WHAT IS BEING ASKED: Leave out the pictures and reproduce all of the data exactly.
↓
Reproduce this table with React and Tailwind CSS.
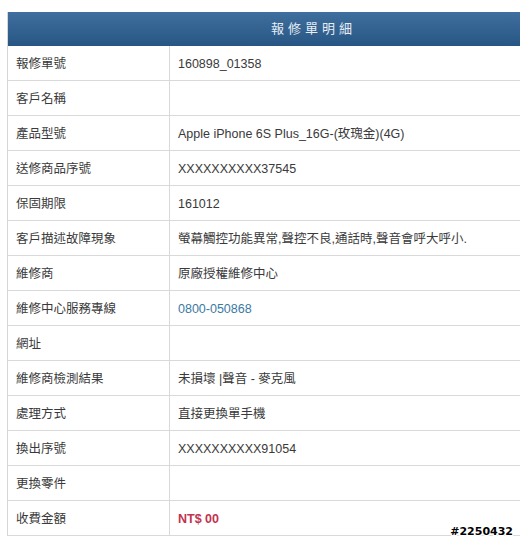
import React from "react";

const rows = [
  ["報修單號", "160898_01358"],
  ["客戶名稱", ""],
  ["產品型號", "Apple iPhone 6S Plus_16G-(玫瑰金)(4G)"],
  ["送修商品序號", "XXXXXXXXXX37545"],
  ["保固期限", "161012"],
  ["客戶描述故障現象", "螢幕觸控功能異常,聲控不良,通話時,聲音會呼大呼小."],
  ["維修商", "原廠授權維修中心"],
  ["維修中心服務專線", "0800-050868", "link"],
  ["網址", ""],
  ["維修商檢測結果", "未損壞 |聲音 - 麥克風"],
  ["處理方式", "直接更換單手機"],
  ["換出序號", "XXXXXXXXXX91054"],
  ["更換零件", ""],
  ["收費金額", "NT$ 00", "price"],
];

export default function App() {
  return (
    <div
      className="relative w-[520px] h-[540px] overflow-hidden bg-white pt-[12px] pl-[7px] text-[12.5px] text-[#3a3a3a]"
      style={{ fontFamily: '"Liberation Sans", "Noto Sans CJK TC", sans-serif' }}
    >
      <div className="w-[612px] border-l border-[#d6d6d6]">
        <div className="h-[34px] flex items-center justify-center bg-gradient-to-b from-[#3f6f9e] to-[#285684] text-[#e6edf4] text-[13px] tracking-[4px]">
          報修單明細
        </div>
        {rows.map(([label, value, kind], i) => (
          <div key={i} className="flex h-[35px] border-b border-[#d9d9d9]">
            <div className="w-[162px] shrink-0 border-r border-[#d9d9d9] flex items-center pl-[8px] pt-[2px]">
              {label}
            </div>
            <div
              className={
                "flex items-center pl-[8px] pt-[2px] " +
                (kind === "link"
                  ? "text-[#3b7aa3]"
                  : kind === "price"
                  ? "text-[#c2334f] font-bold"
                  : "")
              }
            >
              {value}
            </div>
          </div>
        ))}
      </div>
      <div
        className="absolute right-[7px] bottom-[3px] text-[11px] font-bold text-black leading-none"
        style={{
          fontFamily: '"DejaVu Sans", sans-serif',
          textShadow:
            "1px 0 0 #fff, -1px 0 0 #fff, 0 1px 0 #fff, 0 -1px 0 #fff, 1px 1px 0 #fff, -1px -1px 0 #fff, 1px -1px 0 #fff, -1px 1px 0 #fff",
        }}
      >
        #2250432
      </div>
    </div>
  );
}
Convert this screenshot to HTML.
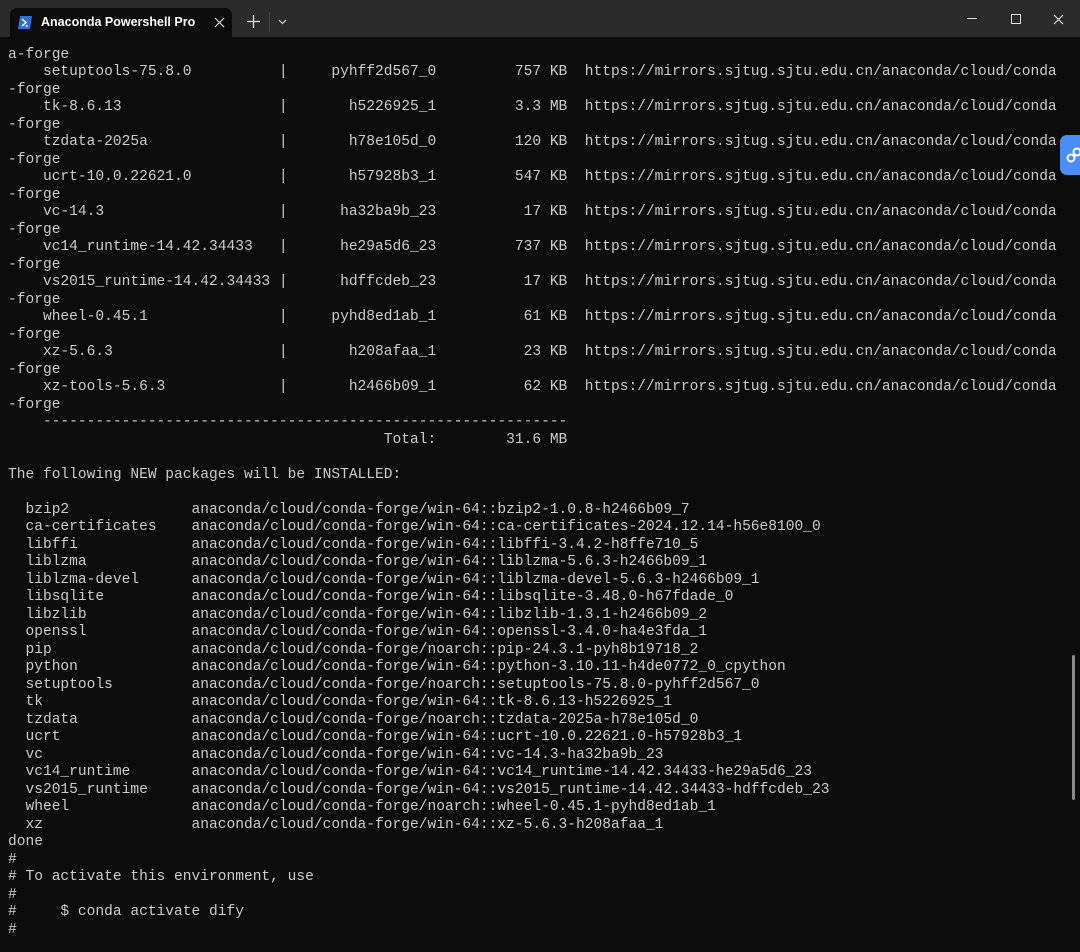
↑
RESPONSE:
Reproduce this table with React and Tailwind CSS.
import React from "react";

const rows = [
  ["報修單號", "160898_01358"],
  ["客戶名稱", ""],
  ["產品型號", "Apple iPhone 6S Plus_16G-(玫瑰金)(4G)"],
  ["送修商品序號", "XXXXXXXXXX37545"],
  ["保固期限", "161012"],
  ["客戶描述故障現象", "螢幕觸控功能異常,聲控不良,通話時,聲音會呼大呼小."],
  ["維修商", "原廠授權維修中心"],
  ["維修中心服務專線", "0800-050868", "link"],
  ["網址", ""],
  ["維修商檢測結果", "未損壞 |聲音 - 麥克風"],
  ["處理方式", "直接更換單手機"],
  ["換出序號", "XXXXXXXXXX91054"],
  ["更換零件", ""],
  ["收費金額", "NT$ 00", "price"],
];

export default function App() {
  return (
    <div
      className="relative w-[520px] h-[540px] overflow-hidden bg-white pt-[12px] pl-[7px] text-[12.5px] text-[#3a3a3a]"
      style={{ fontFamily: '"Liberation Sans", "Noto Sans CJK TC", sans-serif' }}
    >
      <div className="w-[612px] border-l border-[#d6d6d6]">
        <div className="h-[34px] flex items-center justify-center bg-gradient-to-b from-[#3f6f9e] to-[#285684] text-[#e6edf4] text-[13px] tracking-[4px]">
          報修單明細
        </div>
        {rows.map(([label, value, kind], i) => (
          <div key={i} className="flex h-[35px] border-b border-[#d9d9d9]">
            <div className="w-[162px] shrink-0 border-r border-[#d9d9d9] flex items-center pl-[8px] pt-[2px]">
              {label}
            </div>
            <div
              className={
                "flex items-center pl-[8px] pt-[2px] " +
                (kind === "link"
                  ? "text-[#3b7aa3]"
                  : kind === "price"
                  ? "text-[#c2334f] font-bold"
                  : "")
              }
            >
              {value}
            </div>
          </div>
        ))}
      </div>
      <div
        className="absolute right-[7px] bottom-[3px] text-[11px] font-bold text-black leading-none"
        style={{
          fontFamily: '"DejaVu Sans", sans-serif',
          textShadow:
            "1px 0 0 #fff, -1px 0 0 #fff, 0 1px 0 #fff, 0 -1px 0 #fff, 1px 1px 0 #fff, -1px -1px 0 #fff, 1px -1px 0 #fff, -1px 1px 0 #fff",
        }}
      >
        #2250432
      </div>
    </div>
  );
}
Convert this screenshot to HTML.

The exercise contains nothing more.